An economy is crawled

Google Spiders favor blogs because of the high frequency of updates, postings, tags, comments and keywords in comparison to static websites.  The logic goes as follows; if there is a lot of activity, something must be happening.  As a result, an entire industry has grown around the blogging and Search Engine Optimization business; listings are counted, raw data are analyzed, comments provide feedback loops.  Most notably, money is exchanged.

B-school tells us that that ROI can only be calculated from long term future projections, not short-term-recent-past spider activity.  If this “economy” cannot be projected through ROI, then how exactly is it projected?

Dynamic, like life itself

People are figuring out that the rate of change of information is the best indicator of value as well as the best way to create value. The last mile of social media is the next frontier of value creation as people will emulate ‘Google Spiders’ and scour their community for changing information, new ideas, improved information, and feedback loops to organize, categorize, and distribute.  This action will ultimately play out in new corporations built upon perfect dynamic information markets rather than third party selective information markets.  Exit Boston Globe, enter Twitter.

Organize this:

The key to unraveling the Innovation economy will be in refining, restructuring and organizing the profound relatedness between information, knowledge, and innovation.

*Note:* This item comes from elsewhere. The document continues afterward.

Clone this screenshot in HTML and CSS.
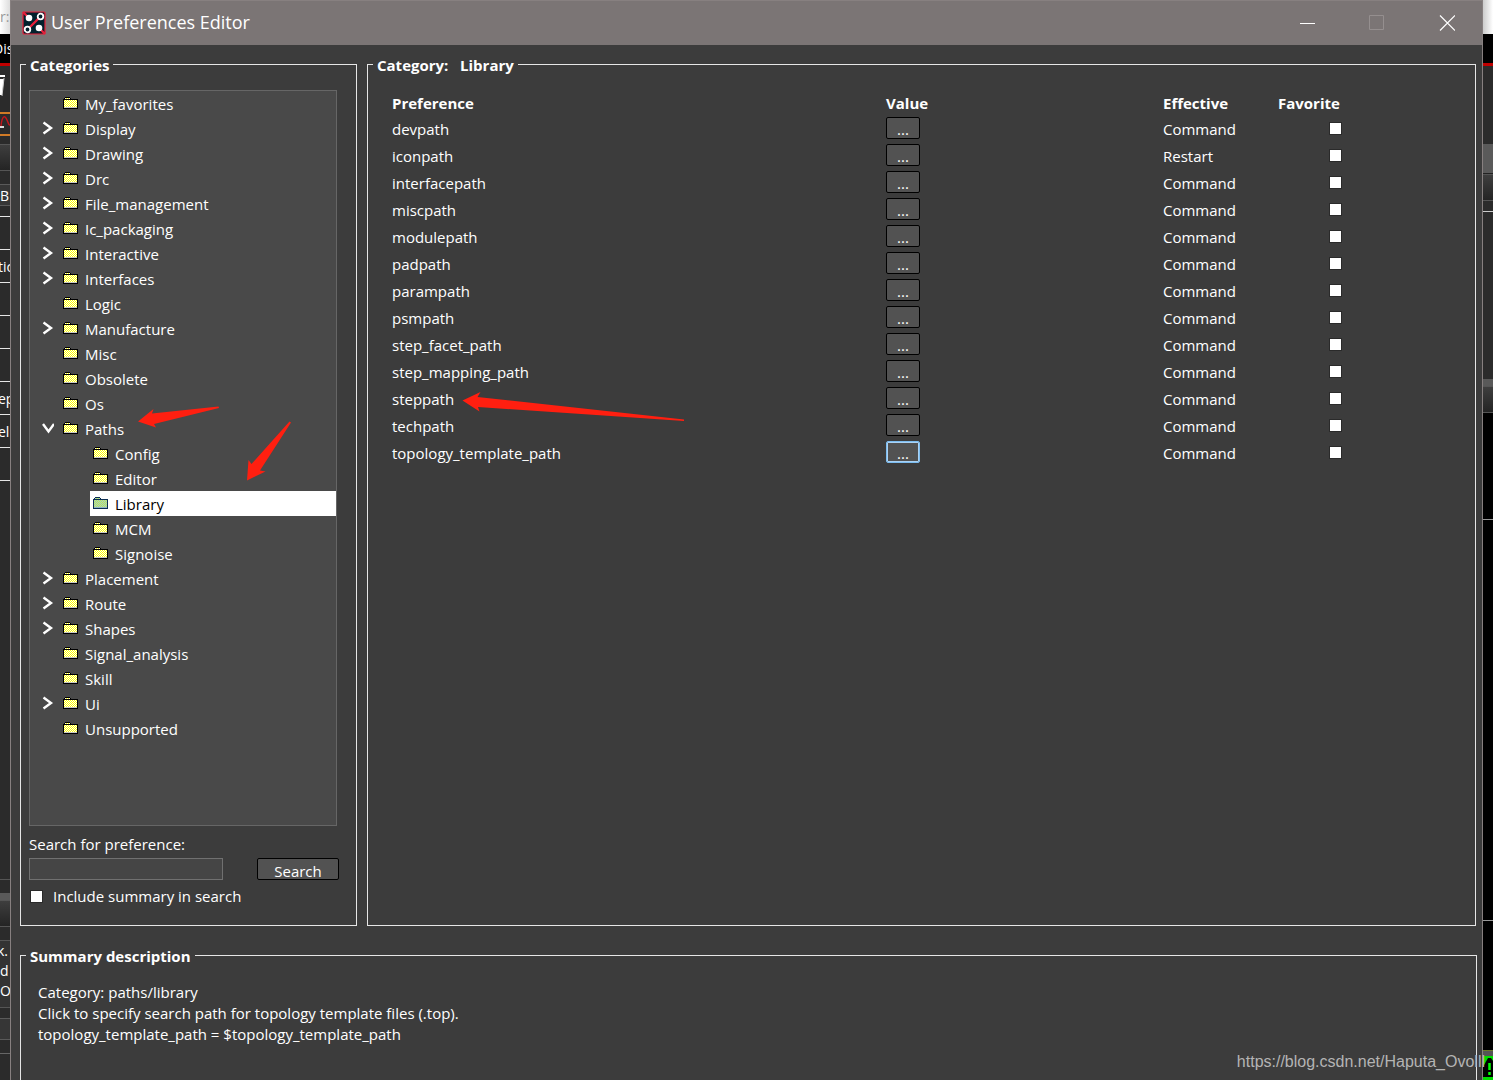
FILE: index.html
```html
<!DOCTYPE html>
<html lang="en">
<head>
<meta charset="utf-8">
<title>User Preferences Editor</title>
<link rel="stylesheet" href="styles.css">
</head>
<body>
<svg class="defs" width="0" height="0" aria-hidden="true">
  <defs>
    <pattern id="dither" width="2" height="2" patternUnits="userSpaceOnUse">
      <rect width="2" height="2" fill="#fff"/><rect width="1" height="1" fill="#ff0"/><rect x="1" y="1" width="1" height="1" fill="#ff0"/>
    </pattern>
    <pattern id="dither-sel" width="2" height="2" patternUnits="userSpaceOnUse">
      <rect width="2" height="2" fill="#a0d0d0"/><rect width="1" height="1" fill="#c4e84c"/><rect x="1" y="1" width="1" height="1" fill="#c4e84c"/>
    </pattern>
    <symbol id="folder" viewBox="0 0 15 12">
      <path d="M2 0h5v1h1v1h7v10H0V2h1V1h1z" fill="#000"/>
      <path d="M2 1h5v1H2zM1 3h13v7H1z" fill="url(#dither)"/>
      <path d="M1 10h13v1H1z" fill="#c8c8c8"/>
    </symbol>
    <symbol id="folder-sel" viewBox="0 0 15 12">
      <path d="M2 0h5v1h1v1h7v10H0V2h1V1h1z" fill="#0b2e52"/>
      <path d="M2 1h5v1H2zM1 3h13v7H1z" fill="url(#dither-sel)"/>
      <path d="M1 10h13v1H1z" fill="#8fb4c8"/>
    </symbol>
    <symbol id="closed" viewBox="0 0 12 14">
      <path d="M1.500 1.500L9 7L1.500 12.500" fill="none" stroke="#fff" stroke-width="2.400"/>
    </symbol>
    <symbol id="open" viewBox="0 0 12 14">
      <path d="M1 3L6.500 10.500L12 3" fill="none" stroke="#fff" stroke-width="2.400"/>
    </symbol>
  </defs>
</svg>
<div class="screen">
  <div class="backdrop left" aria-hidden="true">
    <div class="strip caption">r:</div>
    <div class="strip menubar">Dis</div>
    <div class="strip red"></div>
    <div class="strip toolbar">
      <svg width="10" height="46" viewBox="0 0 10 46"><path d="M0 9h5v2H0zM0 13h4L2 29H0" fill="#fff"/><path d="M4 12L2 30" stroke="#ccc" stroke-width="1"/></svg>
    </div>
    <div class="strip selected">
      <svg width="10" height="20" viewBox="0 0 10 20"><path d="M0 13h4" stroke="#ddd" stroke-width="2"/><path d="M1 12C2 1 5 1 7 6S9 11 10 11" fill="none" stroke="#c4161c" stroke-width="1.500"/></svg>
    </div>
    <div class="strip gap8"></div>
    <div class="strip bar"></div>
    <div class="strip gap13"></div>
    <div class="strip box">B</div>
    <div class="strip gap10"></div>
    <div class="strip cell"></div>
    <div class="strip cell">tic</div>
    <div class="strip cell"></div>
    <div class="strip cell"></div>
    <div class="strip cell"></div>
    <div class="strip cell">ep</div>
    <div class="strip cell">eli</div>
    <div class="strip cell"></div>
    <div class="strip cell grow"></div>
    <div class="strip lower"></div>
    <div class="strip divider"></div>
    <div class="strip bar"></div>
    <div class="strip gap13"></div>
    <div class="strip log">k.<br>d t<br>OI</div>
    <div class="strip gap10"></div>
    <div class="strip box"></div>
    <div class="strip gap13"></div>
    <div class="strip status"></div>
  </div>

  <main class="dialog">
    <header class="titlebar">
      <svg class="logo" width="24" height="24" viewBox="0 0 24 24" aria-hidden="true">
        <rect x="1" y="1" width="22" height="22" rx="1" fill="#02212d" stroke="#e8203a" stroke-width="1.200"/>
        <path d="M1 1L7 7M6 18L18 6M17 17L23 23" stroke="#e8203a" stroke-width="2.400"/>
        <circle cx="7" cy="7" r="3.300" fill="#fff"/><circle cx="17" cy="17" r="3.300" fill="#fff"/>
        <circle cx="18.500" cy="5.500" r="2.800" fill="#02212d" stroke="#fff" stroke-width="1.800"/>
        <circle cx="5.500" cy="18.500" r="2.800" fill="#02212d" stroke="#fff" stroke-width="1.800"/>
      </svg>
      <h1>User Preferences Editor</h1>
      <button class="winbtn" aria-label="Minimize"><svg width="16" height="16" viewBox="0 0 16 16"><path d="M1 8.500h15" stroke="#fff"/></svg></button>
      <button class="winbtn" aria-label="Maximize" disabled><svg width="16" height="16" viewBox="0 0 16 16"><path d="M.5 .5h14v14H.5z" fill="none" stroke="#958f8f"/></svg></button>
      <button class="winbtn" aria-label="Close"><svg width="16" height="16" viewBox="0 0 16 16"><path d="M1 .5l15 15M16 .5l-15 15" stroke="#fff" stroke-width="1.200"/></svg></button>
    </header>

    <div class="content">
      <div class="panels">
        <fieldset class="group categories">
          <legend>Categories</legend>
          <ul class="tree">
            <li><div class="row"><span class="toggle"></span><span class="item"><svg class="folder"><use href="#folder"/></svg>My_favorites</span></div></li>
            <li><div class="row"><button class="toggle" aria-label="Expand Display"><svg><use href="#closed"/></svg></button><span class="item"><svg class="folder"><use href="#folder"/></svg>Display</span></div></li>
            <li><div class="row"><button class="toggle" aria-label="Expand Drawing"><svg><use href="#closed"/></svg></button><span class="item"><svg class="folder"><use href="#folder"/></svg>Drawing</span></div></li>
            <li><div class="row"><button class="toggle" aria-label="Expand Drc"><svg><use href="#closed"/></svg></button><span class="item"><svg class="folder"><use href="#folder"/></svg>Drc</span></div></li>
            <li><div class="row"><button class="toggle" aria-label="Expand File_management"><svg><use href="#closed"/></svg></button><span class="item"><svg class="folder"><use href="#folder"/></svg>File_management</span></div></li>
            <li><div class="row"><button class="toggle" aria-label="Expand Ic_packaging"><svg><use href="#closed"/></svg></button><span class="item"><svg class="folder"><use href="#folder"/></svg>Ic_packaging</span></div></li>
            <li><div class="row"><button class="toggle" aria-label="Expand Interactive"><svg><use href="#closed"/></svg></button><span class="item"><svg class="folder"><use href="#folder"/></svg>Interactive</span></div></li>
            <li><div class="row"><button class="toggle" aria-label="Expand Interfaces"><svg><use href="#closed"/></svg></button><span class="item"><svg class="folder"><use href="#folder"/></svg>Interfaces</span></div></li>
            <li><div class="row"><span class="toggle"></span><span class="item"><svg class="folder"><use href="#folder"/></svg>Logic</span></div></li>
            <li><div class="row"><button class="toggle" aria-label="Expand Manufacture"><svg><use href="#closed"/></svg></button><span class="item"><svg class="folder"><use href="#folder"/></svg>Manufacture</span></div></li>
            <li><div class="row"><span class="toggle"></span><span class="item"><svg class="folder"><use href="#folder"/></svg>Misc</span></div></li>
            <li><div class="row"><span class="toggle"></span><span class="item"><svg class="folder"><use href="#folder"/></svg>Obsolete</span></div></li>
            <li><div class="row"><span class="toggle"></span><span class="item"><svg class="folder"><use href="#folder"/></svg>Os</span></div></li>
            <li><div class="row"><button class="toggle" aria-label="Collapse Paths"><svg><use href="#open"/></svg></button><span class="item"><svg class="folder"><use href="#folder"/></svg>Paths</span></div>
              <ul class="children">
                <li><div class="row"><span class="item"><svg class="folder"><use href="#folder"/></svg>Config</span></div></li>
                <li><div class="row"><span class="item"><svg class="folder"><use href="#folder"/></svg>Editor</span></div></li>
                <li><div class="row current"><span class="item"><svg class="folder"><use href="#folder-sel"/></svg>Library</span></div></li>
                <li><div class="row"><span class="item"><svg class="folder"><use href="#folder"/></svg>MCM</span></div></li>
                <li><div class="row"><span class="item"><svg class="folder"><use href="#folder"/></svg>Signoise</span></div></li>
              </ul>
            </li>
            <li><div class="row"><button class="toggle" aria-label="Expand Placement"><svg><use href="#closed"/></svg></button><span class="item"><svg class="folder"><use href="#folder"/></svg>Placement</span></div></li>
            <li><div class="row"><button class="toggle" aria-label="Expand Route"><svg><use href="#closed"/></svg></button><span class="item"><svg class="folder"><use href="#folder"/></svg>Route</span></div></li>
            <li><div class="row"><button class="toggle" aria-label="Expand Shapes"><svg><use href="#closed"/></svg></button><span class="item"><svg class="folder"><use href="#folder"/></svg>Shapes</span></div></li>
            <li><div class="row"><span class="toggle"></span><span class="item"><svg class="folder"><use href="#folder"/></svg>Signal_analysis</span></div></li>
            <li><div class="row"><span class="toggle"></span><span class="item"><svg class="folder"><use href="#folder"/></svg>Skill</span></div></li>
            <li><div class="row"><button class="toggle" aria-label="Expand Ui"><svg><use href="#closed"/></svg></button><span class="item"><svg class="folder"><use href="#folder"/></svg>Ui</span></div></li>
            <li><div class="row"><span class="toggle"></span><span class="item"><svg class="folder"><use href="#folder"/></svg>Unsupported</span></div></li>
          </ul>
          <label class="search-label" for="search">Search for preference:</label>
          <div class="search-row">
            <input type="text" id="search">
            <button class="btn search-btn">Search</button>
          </div>
          <label class="include"><input type="checkbox">Include summary in search</label>
        </fieldset>

        <fieldset class="group library">
          <legend>Category: &nbsp; Library</legend>
          <table>
            <thead>
              <tr><th class="pref">Preference</th><th class="value">Value</th><th class="effective">Effective</th><th class="favorite">Favorite</th></tr>
            </thead>
            <tbody>
              <tr><td>devpath</td><td class="val"><button class="btn more">...</button></td><td>Command</td><td class="fav"><input type="checkbox" aria-label="Favorite devpath"></td></tr>
              <tr><td>iconpath</td><td class="val"><button class="btn more">...</button></td><td>Restart</td><td class="fav"><input type="checkbox" aria-label="Favorite iconpath"></td></tr>
              <tr><td>interfacepath</td><td class="val"><button class="btn more">...</button></td><td>Command</td><td class="fav"><input type="checkbox" aria-label="Favorite interfacepath"></td></tr>
              <tr><td>miscpath</td><td class="val"><button class="btn more">...</button></td><td>Command</td><td class="fav"><input type="checkbox" aria-label="Favorite miscpath"></td></tr>
              <tr><td>modulepath</td><td class="val"><button class="btn more">...</button></td><td>Command</td><td class="fav"><input type="checkbox" aria-label="Favorite modulepath"></td></tr>
              <tr><td>padpath</td><td class="val"><button class="btn more">...</button></td><td>Command</td><td class="fav"><input type="checkbox" aria-label="Favorite padpath"></td></tr>
              <tr><td>parampath</td><td class="val"><button class="btn more">...</button></td><td>Command</td><td class="fav"><input type="checkbox" aria-label="Favorite parampath"></td></tr>
              <tr><td>psmpath</td><td class="val"><button class="btn more">...</button></td><td>Command</td><td class="fav"><input type="checkbox" aria-label="Favorite psmpath"></td></tr>
              <tr><td>step_facet_path</td><td class="val"><button class="btn more">...</button></td><td>Command</td><td class="fav"><input type="checkbox" aria-label="Favorite step_facet_path"></td></tr>
              <tr><td>step_mapping_path</td><td class="val"><button class="btn more">...</button></td><td>Command</td><td class="fav"><input type="checkbox" aria-label="Favorite step_mapping_path"></td></tr>
              <tr><td>steppath</td><td class="val"><button class="btn more">...</button></td><td>Command</td><td class="fav"><input type="checkbox" aria-label="Favorite steppath"></td></tr>
              <tr><td>techpath</td><td class="val"><button class="btn more">...</button></td><td>Command</td><td class="fav"><input type="checkbox" aria-label="Favorite techpath"></td></tr>
              <tr><td>topology_template_path</td><td class="val"><button class="btn more active">...</button></td><td>Command</td><td class="fav"><input type="checkbox" aria-label="Favorite topology_template_path"></td></tr>
            </tbody>
          </table>
        </fieldset>
      </div>

      <fieldset class="group summary">
        <legend>Summary description</legend>
        <p>Category: paths/library<br>Click to specify search path for topology template files (.top).<br>topology_template_path = $topology_template_path</p>
      </fieldset>
    </div>
  </main>

  <div class="backdrop right" aria-hidden="true">
    <div class="strip caption"></div>
    <div class="strip menubar"></div>
    <div class="strip red"></div>
    <div class="strip side-top"></div>
    <div class="strip side-tab"></div>
    <div class="strip bar"></div>
    <div class="strip gap10"></div>
    <div class="strip side-panel"></div>
    <div class="strip divider"></div>
    <div class="strip bar"></div>
    <div class="strip canvas short"></div>
    <div class="strip canvas"></div>
    <div class="strip canvas last"></div>
    <div class="strip rule"></div>
    <div class="strip alert"><svg width="10" height="24" viewBox="0 0 10 24"><path d="M0 21V11L5 2h3l2 3v16z" fill="#000"/><path d="M6.500 7v7M6.500 16v3" stroke="#0f0" stroke-width="2.500"/></svg></div>
  </div>

  <svg class="marks" width="1493" height="1080" viewBox="0 0 1493 1080" aria-hidden="true">
    <g fill="#ff1f10">
      <path d="M138 421.500L153.500 409L152 413.500L218.500 406.500L219 408L154 424L156 427.500z"/>
      <path d="M247 480.500L248.500 460L251.500 464L289.500 421.500L291 422.500L260 470.500L265.500 471.500z"/>
      <path d="M462.500 400.500L480.500 392L477.500 397L684 419.500V421L478 407L479.500 411.500z"/>
    </g>
  </svg>
  <div class="watermark">https://blog.csdn.net/Haputa_Ovolll</div>
</div>
</body>
</html>
```
FILE: styles.css
```css
* { box-sizing: border-box; }

body {
  margin: 0;
  background: #2b2b2b;
  color: #fff;
  font: 15px/21px "Open Sans", "Noto Sans", sans-serif;
}

button, input { font: inherit; color: inherit; }
button { padding: 0; }

.defs { position: absolute; }

.screen {
  position: relative;
  display: flex;
  min-height: 100vh;
  overflow: hidden;
}

/* Application window showing on both sides of the dialog */
.backdrop {
  flex: none;
  width: 10px;
  display: flex;
  flex-direction: column;
  overflow: hidden;
  font-size: 14px;
}
.strip { flex: none; white-space: nowrap; overflow: hidden; }
.strip svg { display: block; }
.caption { height: 34px; line-height: 34px; color: #999; background: linear-gradient(90deg, #fff, #ddd); }
.right .caption { background: linear-gradient(90deg, #ccc, #fff); }
.menubar { height: 29px; line-height: 29px; background: #000; text-indent: -7px; }
.red { height: 3px; background: #c00000; }
.toolbar { height: 46px; }
.selected { height: 24px; border: solid #d07a26; border-width: 2px 0; }
.gap8 { height: 8px; }
.gap10 { height: 10px; }
.gap13 { height: 13px; }
.bar {
  height: 27px;
  border: solid #555;
  border-width: 1px 0;
  background: linear-gradient(#3e3e3e, #242424);
}
.box { height: 22px; line-height: 22px; border: solid #5a5a5a; border-width: 1px 0; background: #363636; }
.cell { height: 33px; line-height: 33px; border-top: 1px solid #e6e6e6; text-indent: -2px; }
.cell.grow { flex: 1 0 33px; }
.lower { height: 14px; border-top: 1px solid #555; }
.divider { height: 7px; background: #595959; }
.log { height: 68px; line-height: 20px; border: solid #555; border-width: 1px 0; background: #333; text-indent: -3px; }
.status { height: 27px; border-top: 1px solid #666; }
.side-top { height: 78px; }
.side-tab { height: 30px; background: #5a5a5a; border-bottom: 1px solid #222; }
.side-panel { height: 168px; border-top: 1px solid #ccc; }
.canvas { height: 401px; background: #000; border-bottom: 1px solid #999; }
.canvas.short { height: 107px; }
.canvas.last { flex: 1; border-bottom: 1px solid #6a7a2a; }
.rule { height: 5px; background: #555; }
.alert { height: 24px; background: #0d0; }

/* Dialog */
.dialog {
  flex: 1;
  display: flex;
  flex-direction: column;
  min-width: 0;
  background: #3c3c3c;
  border: solid #878080;
  border-width: 1px 1px 0;
}
.titlebar {
  flex: none;
  display: flex;
  align-items: center;
  height: 44px;
  padding-left: 11px;
  background: #7b7575;
}
h1 {
  flex: 1;
  margin: 0 0 0 5px;
  padding-bottom: 2px;
  font-size: 18px;
  line-height: 24px;
  font-weight: 400;
}
.winbtn {
  display: flex;
  align-items: center;
  justify-content: center;
  width: 70px;
  height: 44px;
  border: 0;
  background: none;
}
.content {
  flex: 1;
  display: flex;
  flex-direction: column;
  gap: 20px;
  padding: 10px 5px 0 9px;
}
.panels { flex: 1; display: flex; gap: 10px; }

.group {
  margin: 0;
  min-width: 0;
  border: 1px solid #e6e6e6;
}
legend {
  height: 19px;
  margin-left: -3px;
  padding: 0 4px;
  line-height: 20px;
  font-weight: 700;
}

.categories {
  flex: none;
  display: flex;
  flex-direction: column;
  width: 337px;
  padding: 16px 17px 18px 8px;
}
.tree {
  flex: 1;
  margin: 0 2px 0 0;
  padding: 0;
  border: 1px solid #666;
  background: #494949;
  list-style: none;
}
.children { margin: 0; padding: 0 0 0 60px; list-style: none; }
.row { display: flex; height: 25px; line-height: 27px; }
.toggle { width: 30px; height: 25px; border: 0; background: none; }
.toggle svg { display: block; width: 12px; height: 14px; margin: 0 0 2px 12px; }
.item { display: flex; align-items: flex-start; gap: 7px; padding-left: 3px; }
.folder { width: 15px; height: 12px; margin-top: 6px; shape-rendering: crispEdges; }
.current { background: #fff; color: #000; }

.search-label { margin-top: 8px; }
.search-row { display: flex; justify-content: space-between; margin-top: 3px; }
input[type="text"] {
  width: 194px;
  height: 22px;
  border: 1px solid #707070;
  background: #454545;
}
.btn {
  border: 1px solid #000;
  border-radius: 2px;
  background: #525252;
}
.search-btn { width: 82px; height: 22px; padding-top: 2px; line-height: 20px; }
.include { display: flex; align-items: center; gap: 10px; margin-top: 6px; }
input[type="checkbox"] {
  appearance: none;
  display: block;
  width: 13px;
  height: 13px;
  margin: 0;
  border: 1px solid #2a2a2a;
  background: #fff;
}
.include input { margin-left: 1px; }

.library {
  flex: 1;
  padding: 16px 0 0 24px;
  margin-right: 1px;
}
.library legend { margin-left: -19px; }
table { width: 100%; table-layout: fixed; border-collapse: collapse; }
th, td { height: 27px; padding: 2px 0 0; text-align: left; }
th { height: 25px; font-weight: 700; }
.value { width: 277px; }
.effective { width: 115px; }
.favorite { width: 197px; }
.val { padding: 0 0 2px; }
.fav { padding: 0 0 0 51px; }
.more { display: block; width: 34px; height: 22px; padding-top: 2px; line-height: 18px; }
.more.active { border-color: #7dbdf0; box-shadow: inset 0 0 0 1px #a9d2f5; }

.summary {
  min-height: 134px;
  padding: 17px;
  border-bottom: 0;
}
.summary legend { margin-left: -12px; }
.summary p { margin: 0; }

/* Drawn over the window */
.marks { position: absolute; top: 0; left: 0; }
.watermark {
  position: absolute;
  right: 8px;
  bottom: 7px;
  color: #b4b4b4;
  font: 16px/22px "Liberation Sans", Arial, sans-serif;
}
```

Information is facts and data – this is the medium of exchange or “the currency”.  The rate at which the facts and the data change is a proxy for new knowledge being created somewhere and somehow. After all, if there is activity, something must be happening.   All of the things that people do with the results creates even more new knowledge – this is innovation.  Innovation creates new information. New currency is created because new information is created.  Knowledge expands.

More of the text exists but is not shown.